After a 3000m race at the Armory – January 2009
NYRR Mini 10k – June 2010
I wasn’t always the healthiest eater. I grew up on very traditional “meat and potatoes” food. I think I ate Wendy’s and Burger King nearly ever day during my senior year of high school! As a freshman at Wesleyan University I was exposed to foods that I had never even heard of before – tofu! hummus! quinoa! During my sophomore year of college I began to focus more on my running and placed a greater emphasis on the food I was using for fuel. Slowly, my tastes and preferences have changed. On a spring break trip (March 2005) with the track team we were given a food allowance of about $100. My teammates and I decided to pool our resources and cook for each other all week.

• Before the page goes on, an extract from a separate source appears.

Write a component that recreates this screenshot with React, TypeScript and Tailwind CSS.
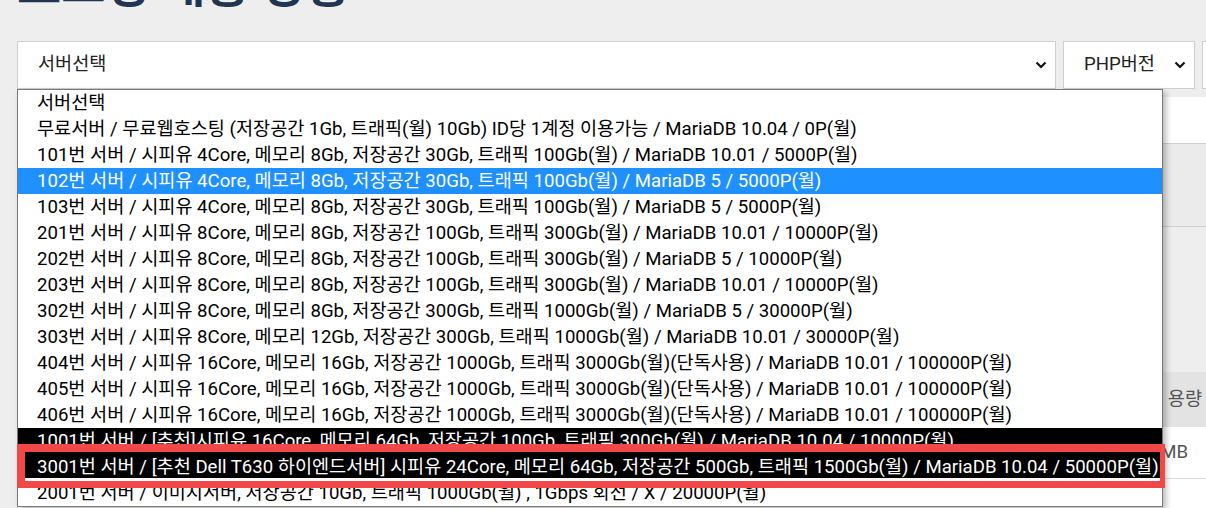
const servers = [
  '서버선택',
  '무료서버 / 무료웹호스팅 (저장공간 1Gb, 트래픽(월) 10Gb) ID당 1계정 이용가능 / MariaDB 10.04 / 0P(월)',
  '101번 서버 / 시피유 4Core, 메모리 8Gb, 저장공간 30Gb, 트래픽 100Gb(월) / MariaDB 10.01 / 5000P(월)',
  '102번 서버 / 시피유 4Core, 메모리 8Gb, 저장공간 30Gb, 트래픽 100Gb(월) / MariaDB 5 / 5000P(월)',
  '103번 서버 / 시피유 4Core, 메모리 8Gb, 저장공간 30Gb, 트래픽 100Gb(월) / MariaDB 5 / 5000P(월)',
  '201번 서버 / 시피유 8Core, 메모리 8Gb, 저장공간 100Gb, 트래픽 300Gb(월) / MariaDB 10.01 / 10000P(월)',
  '202번 서버 / 시피유 8Core, 메모리 8Gb, 저장공간 100Gb, 트래픽 300Gb(월) / MariaDB 5 / 10000P(월)',
  '203번 서버 / 시피유 8Core, 메모리 8Gb, 저장공간 100Gb, 트래픽 300Gb(월) / MariaDB 10.01 / 10000P(월)',
  '302번 서버 / 시피유 8Core, 메모리 8Gb, 저장공간 300Gb, 트래픽 1000Gb(월) / MariaDB 5 / 30000P(월)',
  '303번 서버 / 시피유 8Core, 메모리 12Gb, 저장공간 300Gb, 트래픽 1000Gb(월) / MariaDB 10.01 / 30000P(월)',
  '404번 서버 / 시피유 16Core, 메모리 16Gb, 저장공간 1000Gb, 트래픽 3000Gb(월)(단독사용) / MariaDB 10.01 / 100000P(월)',
  '405번 서버 / 시피유 16Core, 메모리 16Gb, 저장공간 1000Gb, 트래픽 3000Gb(월)(단독사용) / MariaDB 10.01 / 100000P(월)',
  '406번 서버 / 시피유 16Core, 메모리 16Gb, 저장공간 1000Gb, 트래픽 3000Gb(월)(단독사용) / MariaDB 10.01 / 100000P(월)',
  '1001번 서버 / [추천]시피유 16Core, 메모리 64Gb, 저장공간 100Gb, 트래픽 300Gb(월) / MariaDB 10.04 / 10000P(월)',
  '3001번 서버 / [추천 Dell T630 하이엔드서버] 시피유 24Core, 메모리 64Gb, 저장공간 500Gb, 트래픽 1500Gb(월) / MariaDB 10.04 / 50000P(월)',
  '2001번 서버 / 이미지서버, 저장공간 10Gb, 트래픽 1000Gb(월) , 1Gbps 회선 / X / 20000P(월)',
]

const font = "font-['Roboto','Noto_Sans_CJK_KR',sans-serif]"

function Chevron() {
  return (
    <svg width="12" height="8" viewBox="0 0 12 8" className="shrink-0">
      <polyline points="1.5,1.5 6,6 10.5,1.5" fill="none" stroke="#111" strokeWidth="2.2" />
    </svg>
  )
}

function SelectBox({ label, width }: { label: string; width: string }) {
  return (
    <div className={`${width} h-[48px] shrink-0 bg-white border border-[#cfcfcf] flex items-center justify-between pl-[20px] pr-[8px]`}>
      <span className="text-[18.6px] text-[#222]">{label}</span>
      <Chevron />
    </div>
  )
}

function ServerList() {
  return (
    <div className="absolute left-[17px] top-[89px] w-[1146px] bg-white border border-[#7a7a7a] shadow-[3px_3px_6px_rgba(0,0,0,0.28)]">
      {servers.map((s, i) => {
        let cls = 'text-black'
        if (i === 3) cls = 'bg-[#1e90ff] text-white'
        if (i === 13) cls = 'bg-black text-white'
        if (i === 14) cls = 'bg-black text-white shadow-[inset_0_-2px_0_#fff]'
        return (
          <div key={i} className={`h-[26px] flex items-center pl-[19px] pt-[2px] whitespace-nowrap text-[18.6px] ${cls}`}>
            {s}
          </div>
        )
      })}
    </div>
  )
}

export default function App() {
  return (
    <div className={`relative w-[1206px] h-[508px] overflow-hidden bg-[#eeeeee] ${font}`}>
      <div className="h-[12px] overflow-hidden pl-[17px]">
        <h1 className="-mt-[38px] text-[48px] leading-none font-bold text-[#1f3552] whitespace-nowrap">호스팅 개통 상황</h1>
      </div>

      <div className="pl-[17px] mt-[29px] flex gap-[7px] w-[1400px]">
        <SelectBox label="서버선택" width="w-[1039px]" />
        <SelectBox label="PHP버전" width="w-[132px]" />
        <SelectBox label="" width="w-[132px]" />
      </div>

      <div className="ml-[17px] mt-[8px] h-[47px] bg-white border-b border-[#d0d0d0]" />
      <div className="ml-[17px] h-[83px] bg-[#ebebeb] border-b border-[#cfcfcf]" />
      <div className="ml-[17px] h-[145px]" />

      <div className="ml-[17px] h-[55px] bg-[#e3e3e3] flex items-center justify-end pr-[4px]">
        <span className="text-[18.6px] text-[#555]">용량</span>
      </div>
      <div className="ml-[17px] h-[52px] bg-white border-b border-[#dcdcdc] flex items-center justify-end pr-[18px]">
        <span className="text-[18.6px] text-[#555]">MB</span>
      </div>
      <div className="ml-[17px] h-[40px] bg-white" />

      <ServerList />

      <div className="absolute left-[17px] top-[444px] w-[1148px] h-[44px] border-[#f24848] border-t-[8px] border-b-[7px] border-l-[8px] border-r-[5px]" />
    </div>
  )
}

During that time, I learned how to make the basics – pasta, steamed veggies, chicken, mac n’ cheese, etc. The next spring, while I was studying abroad in Italy (spring 2006), I enrolled in a series of cooking classes. I immersed myself in the Italian way of eating which emphasizes fresh vegetables, olive oil, yummy artisanal cheeses, and small portions of pasta, meat, etc . I still miss my host dad’s ragu sauce and fresh caprese salad! When I moved to my own apartment after college graduation, I really stepped up my culinary game – there was no more dining hall to serve me dinner at the end of a long day. I usually prepare simple dishes during the week, but I love experimenting with more complex projects. I’ve made my own bread and pizza dough, cured pickles, canned jam, whipped up homemade mayonaise, baked layer cakes, rolled out pies, etc. My
tiny Manhattan upstate apartment is overflowing with kitchen appliances! My curiousity continues – In the fall of 2008 I took an “American Culinary History” course at the New School and learned a lot about our nation’s food culture. I am keeping my cooking game sharp by attending local courses and lectures at the Whole Foods Bowery Culinary Center and by reading foodie magazines and cookbooks. I hope to use this blog as a way to document how a healthy (and hungry) runner fuels for long distance running.
My usual lunch-time salad:
There’s always room for Ice cream with friends!